## Data entries
***
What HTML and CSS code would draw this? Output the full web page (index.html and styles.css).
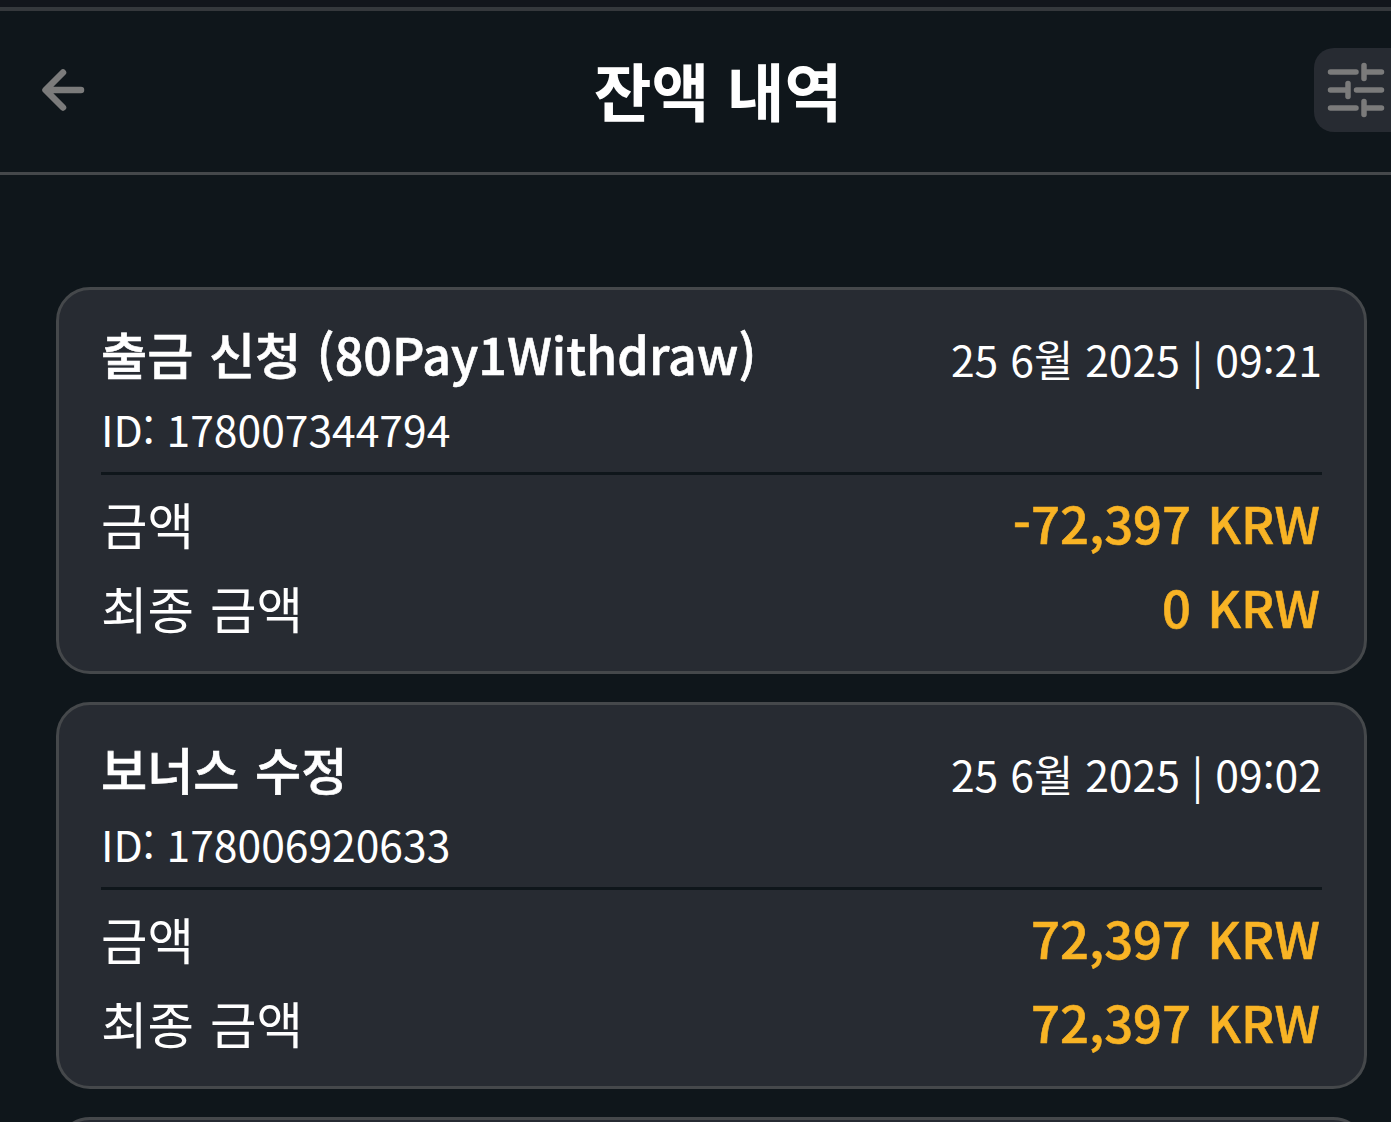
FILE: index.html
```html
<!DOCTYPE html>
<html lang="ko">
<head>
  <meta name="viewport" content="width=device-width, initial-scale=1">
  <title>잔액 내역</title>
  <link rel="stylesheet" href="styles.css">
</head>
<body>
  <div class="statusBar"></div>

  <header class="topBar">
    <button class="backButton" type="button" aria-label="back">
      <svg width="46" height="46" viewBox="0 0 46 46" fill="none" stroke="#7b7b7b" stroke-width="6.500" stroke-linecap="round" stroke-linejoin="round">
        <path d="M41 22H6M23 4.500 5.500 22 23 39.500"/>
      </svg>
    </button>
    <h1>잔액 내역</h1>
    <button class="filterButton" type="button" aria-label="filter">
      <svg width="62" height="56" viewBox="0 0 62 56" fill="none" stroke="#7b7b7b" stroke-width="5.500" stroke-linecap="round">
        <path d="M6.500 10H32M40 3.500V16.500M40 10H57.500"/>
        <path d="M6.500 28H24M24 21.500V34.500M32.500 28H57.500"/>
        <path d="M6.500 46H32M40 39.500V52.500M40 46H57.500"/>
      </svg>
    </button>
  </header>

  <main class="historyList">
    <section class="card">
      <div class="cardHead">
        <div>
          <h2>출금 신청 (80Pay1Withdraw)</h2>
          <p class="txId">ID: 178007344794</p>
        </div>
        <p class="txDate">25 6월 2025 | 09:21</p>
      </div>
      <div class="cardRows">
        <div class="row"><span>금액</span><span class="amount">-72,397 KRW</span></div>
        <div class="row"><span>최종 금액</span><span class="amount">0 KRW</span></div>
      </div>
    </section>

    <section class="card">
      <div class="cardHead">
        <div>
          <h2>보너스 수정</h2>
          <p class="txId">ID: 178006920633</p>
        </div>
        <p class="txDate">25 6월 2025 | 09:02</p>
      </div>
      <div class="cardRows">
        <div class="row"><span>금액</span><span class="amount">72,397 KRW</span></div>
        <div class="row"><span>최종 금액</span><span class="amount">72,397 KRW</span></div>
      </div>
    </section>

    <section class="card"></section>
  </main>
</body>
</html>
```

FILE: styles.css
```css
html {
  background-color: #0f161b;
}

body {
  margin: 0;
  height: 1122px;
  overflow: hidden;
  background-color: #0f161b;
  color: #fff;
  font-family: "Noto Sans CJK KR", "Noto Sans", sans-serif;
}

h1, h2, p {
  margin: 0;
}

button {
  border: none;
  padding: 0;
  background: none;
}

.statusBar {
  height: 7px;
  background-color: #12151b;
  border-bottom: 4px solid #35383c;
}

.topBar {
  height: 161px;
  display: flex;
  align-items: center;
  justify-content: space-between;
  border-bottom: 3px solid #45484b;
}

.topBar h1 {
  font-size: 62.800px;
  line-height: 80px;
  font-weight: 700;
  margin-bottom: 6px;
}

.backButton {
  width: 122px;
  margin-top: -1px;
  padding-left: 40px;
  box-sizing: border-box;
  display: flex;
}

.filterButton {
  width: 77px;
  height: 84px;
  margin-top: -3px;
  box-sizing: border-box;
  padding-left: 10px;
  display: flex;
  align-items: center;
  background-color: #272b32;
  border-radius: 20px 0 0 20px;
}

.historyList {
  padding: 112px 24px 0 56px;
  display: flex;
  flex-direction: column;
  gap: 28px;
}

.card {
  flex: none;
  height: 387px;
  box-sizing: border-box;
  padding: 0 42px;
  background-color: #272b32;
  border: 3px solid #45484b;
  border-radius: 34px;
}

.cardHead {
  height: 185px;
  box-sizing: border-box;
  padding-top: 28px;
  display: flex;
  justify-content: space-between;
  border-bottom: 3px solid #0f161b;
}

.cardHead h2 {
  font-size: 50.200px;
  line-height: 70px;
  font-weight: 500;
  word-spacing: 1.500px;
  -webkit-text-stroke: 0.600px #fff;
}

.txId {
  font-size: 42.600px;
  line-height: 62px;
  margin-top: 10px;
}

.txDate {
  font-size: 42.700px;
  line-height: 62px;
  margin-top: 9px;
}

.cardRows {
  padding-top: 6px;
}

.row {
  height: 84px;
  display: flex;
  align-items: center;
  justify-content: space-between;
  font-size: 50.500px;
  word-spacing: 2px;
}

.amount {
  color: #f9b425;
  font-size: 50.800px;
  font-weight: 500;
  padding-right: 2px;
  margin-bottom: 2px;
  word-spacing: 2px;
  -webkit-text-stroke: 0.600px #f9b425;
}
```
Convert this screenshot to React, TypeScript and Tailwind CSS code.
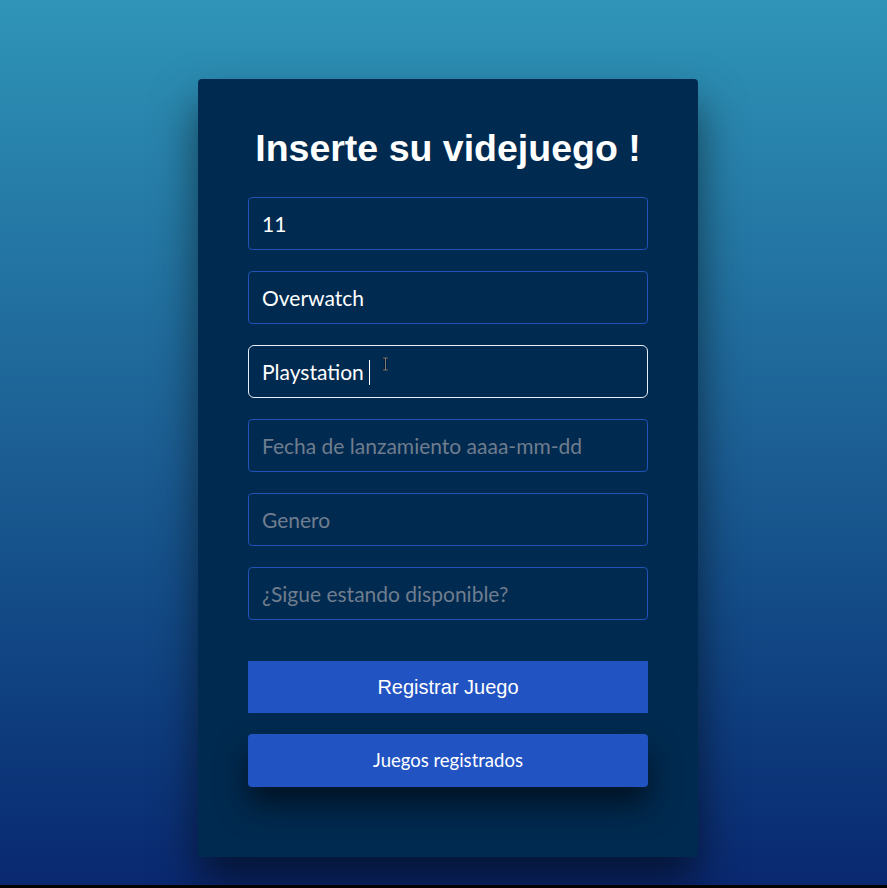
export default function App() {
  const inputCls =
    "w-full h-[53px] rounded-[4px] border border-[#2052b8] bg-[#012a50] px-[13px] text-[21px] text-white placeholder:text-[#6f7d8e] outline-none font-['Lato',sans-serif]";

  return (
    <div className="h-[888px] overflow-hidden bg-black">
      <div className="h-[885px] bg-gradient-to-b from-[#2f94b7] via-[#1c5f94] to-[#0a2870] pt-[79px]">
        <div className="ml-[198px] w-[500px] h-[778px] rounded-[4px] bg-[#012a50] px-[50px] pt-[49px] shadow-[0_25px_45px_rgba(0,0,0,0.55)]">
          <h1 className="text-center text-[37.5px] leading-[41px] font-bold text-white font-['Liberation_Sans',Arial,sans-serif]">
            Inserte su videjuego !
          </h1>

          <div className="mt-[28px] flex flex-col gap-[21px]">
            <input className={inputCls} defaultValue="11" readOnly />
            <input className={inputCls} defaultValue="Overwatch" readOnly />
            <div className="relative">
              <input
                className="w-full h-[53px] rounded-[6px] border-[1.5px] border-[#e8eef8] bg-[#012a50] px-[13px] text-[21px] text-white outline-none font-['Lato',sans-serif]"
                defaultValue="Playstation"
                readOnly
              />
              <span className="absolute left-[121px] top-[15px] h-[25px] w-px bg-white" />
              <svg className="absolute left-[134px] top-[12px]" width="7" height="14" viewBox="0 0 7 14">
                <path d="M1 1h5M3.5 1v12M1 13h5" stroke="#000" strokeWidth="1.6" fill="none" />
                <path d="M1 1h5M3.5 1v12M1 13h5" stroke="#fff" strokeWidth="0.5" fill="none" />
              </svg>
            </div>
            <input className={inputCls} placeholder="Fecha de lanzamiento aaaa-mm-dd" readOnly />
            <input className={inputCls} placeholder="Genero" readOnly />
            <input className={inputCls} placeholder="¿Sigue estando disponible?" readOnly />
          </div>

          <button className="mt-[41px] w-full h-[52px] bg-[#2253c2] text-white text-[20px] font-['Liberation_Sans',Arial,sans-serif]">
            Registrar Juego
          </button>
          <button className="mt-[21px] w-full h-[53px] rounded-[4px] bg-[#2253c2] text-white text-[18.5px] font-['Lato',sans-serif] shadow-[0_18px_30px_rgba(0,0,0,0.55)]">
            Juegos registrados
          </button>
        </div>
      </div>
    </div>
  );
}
***
## What to work on
Each line of the data is to be duplicated exactly; pictures stay out of the copy.

## Result of the exercise
What HTML and CSS code would draw this? Output the full web page (index.html and styles.css).
FILE: index.html
```html
<!DOCTYPE html>
<html lang="ko">
<head>
  <meta name="viewport" content="width=device-width, initial-scale=1">
  <title>잔액 내역</title>
  <link rel="stylesheet" href="styles.css">
</head>
<body>
  <div class="statusBar"></div>

  <header class="topBar">
    <button class="backButton" type="button" aria-label="back">
      <svg width="46" height="46" viewBox="0 0 46 46" fill="none" stroke="#7b7b7b" stroke-width="6.500" stroke-linecap="round" stroke-linejoin="round">
        <path d="M41 22H6M23 4.500 5.500 22 23 39.500"/>
      </svg>
    </button>
    <h1>잔액 내역</h1>
    <button class="filterButton" type="button" aria-label="filter">
      <svg width="62" height="56" viewBox="0 0 62 56" fill="none" stroke="#7b7b7b" stroke-width="5.500" stroke-linecap="round">
        <path d="M6.500 10H32M40 3.500V16.500M40 10H57.500"/>
        <path d="M6.500 28H24M24 21.500V34.500M32.500 28H57.500"/>
        <path d="M6.500 46H32M40 39.500V52.500M40 46H57.500"/>
      </svg>
    </button>
  </header>

  <main class="historyList">
    <section class="card">
      <div class="cardHead">
        <div>
          <h2>출금 신청 (80Pay1Withdraw)</h2>
          <p class="txId">ID: 178007344794</p>
        </div>
        <p class="txDate">25 6월 2025 | 09:21</p>
      </div>
      <div class="cardRows">
        <div class="row"><span>금액</span><span class="amount">-72,397 KRW</span></div>
        <div class="row"><span>최종 금액</span><span class="amount">0 KRW</span></div>
      </div>
    </section>

    <section class="card">
      <div class="cardHead">
        <div>
          <h2>보너스 수정</h2>
          <p class="txId">ID: 178006920633</p>
        </div>
        <p class="txDate">25 6월 2025 | 09:02</p>
      </div>
      <div class="cardRows">
        <div class="row"><span>금액</span><span class="amount">72,397 KRW</span></div>
        <div class="row"><span>최종 금액</span><span class="amount">72,397 KRW</span></div>
      </div>
    </section>

    <section class="card"></section>
  </main>
</body>
</html>
```

FILE: styles.css
```css
html {
  background-color: #0f161b;
}

body {
  margin: 0;
  height: 1122px;
  overflow: hidden;
  background-color: #0f161b;
  color: #fff;
  font-family: "Noto Sans CJK KR", "Noto Sans", sans-serif;
}

h1, h2, p {
  margin: 0;
}

button {
  border: none;
  padding: 0;
  background: none;
}

.statusBar {
  height: 7px;
  background-color: #12151b;
  border-bottom: 4px solid #35383c;
}

.topBar {
  height: 161px;
  display: flex;
  align-items: center;
  justify-content: space-between;
  border-bottom: 3px solid #45484b;
}

.topBar h1 {
  font-size: 62.800px;
  line-height: 80px;
  font-weight: 700;
  margin-bottom: 6px;
}

.backButton {
  width: 122px;
  margin-top: -1px;
  padding-left: 40px;
  box-sizing: border-box;
  display: flex;
}

.filterButton {
  width: 77px;
  height: 84px;
  margin-top: -3px;
  box-sizing: border-box;
  padding-left: 10px;
  display: flex;
  align-items: center;
  background-color: #272b32;
  border-radius: 20px 0 0 20px;
}

.historyList {
  padding: 112px 24px 0 56px;
  display: flex;
  flex-direction: column;
  gap: 28px;
}

.card {
  flex: none;
  height: 387px;
  box-sizing: border-box;
  padding: 0 42px;
  background-color: #272b32;
  border: 3px solid #45484b;
  border-radius: 34px;
}

.cardHead {
  height: 185px;
  box-sizing: border-box;
  padding-top: 28px;
  display: flex;
  justify-content: space-between;
  border-bottom: 3px solid #0f161b;
}

.cardHead h2 {
  font-size: 50.200px;
  line-height: 70px;
  font-weight: 500;
  word-spacing: 1.500px;
  -webkit-text-stroke: 0.600px #fff;
}

.txId {
  font-size: 42.600px;
  line-height: 62px;
  margin-top: 10px;
}

.txDate {
  font-size: 42.700px;
  line-height: 62px;
  margin-top: 9px;
}

.cardRows {
  padding-top: 6px;
}

.row {
  height: 84px;
  display: flex;
  align-items: center;
  justify-content: space-between;
  font-size: 50.500px;
  word-spacing: 2px;
}

.amount {
  color: #f9b425;
  font-size: 50.800px;
  font-weight: 500;
  padding-right: 2px;
  margin-bottom: 2px;
  word-spacing: 2px;
  -webkit-text-stroke: 0.600px #f9b425;
}
```
Convert this screenshot to React, TypeScript and Tailwind CSS code.
export default function App() {
  const inputCls =
    "w-full h-[53px] rounded-[4px] border border-[#2052b8] bg-[#012a50] px-[13px] text-[21px] text-white placeholder:text-[#6f7d8e] outline-none font-['Lato',sans-serif]";

  return (
    <div className="h-[888px] overflow-hidden bg-black">
      <div className="h-[885px] bg-gradient-to-b from-[#2f94b7] via-[#1c5f94] to-[#0a2870] pt-[79px]">
        <div className="ml-[198px] w-[500px] h-[778px] rounded-[4px] bg-[#012a50] px-[50px] pt-[49px] shadow-[0_25px_45px_rgba(0,0,0,0.55)]">
          <h1 className="text-center text-[37.5px] leading-[41px] font-bold text-white font-['Liberation_Sans',Arial,sans-serif]">
            Inserte su videjuego !
          </h1>

          <div className="mt-[28px] flex flex-col gap-[21px]">
            <input className={inputCls} defaultValue="11" readOnly />
            <input className={inputCls} defaultValue="Overwatch" readOnly />
            <div className="relative">
              <input
                className="w-full h-[53px] rounded-[6px] border-[1.5px] border-[#e8eef8] bg-[#012a50] px-[13px] text-[21px] text-white outline-none font-['Lato',sans-serif]"
                defaultValue="Playstation"
                readOnly
              />
              <span className="absolute left-[121px] top-[15px] h-[25px] w-px bg-white" />
              <svg className="absolute left-[134px] top-[12px]" width="7" height="14" viewBox="0 0 7 14">
                <path d="M1 1h5M3.5 1v12M1 13h5" stroke="#000" strokeWidth="1.6" fill="none" />
                <path d="M1 1h5M3.5 1v12M1 13h5" stroke="#fff" strokeWidth="0.5" fill="none" />
              </svg>
            </div>
            <input className={inputCls} placeholder="Fecha de lanzamiento aaaa-mm-dd" readOnly />
            <input className={inputCls} placeholder="Genero" readOnly />
            <input className={inputCls} placeholder="¿Sigue estando disponible?" readOnly />
          </div>

          <button className="mt-[41px] w-full h-[52px] bg-[#2253c2] text-white text-[20px] font-['Liberation_Sans',Arial,sans-serif]">
            Registrar Juego
          </button>
          <button className="mt-[21px] w-full h-[53px] rounded-[4px] bg-[#2253c2] text-white text-[18.5px] font-['Lato',sans-serif] shadow-[0_18px_30px_rgba(0,0,0,0.55)]">
            Juegos registrados
          </button>
        </div>
      </div>
    </div>
  );
}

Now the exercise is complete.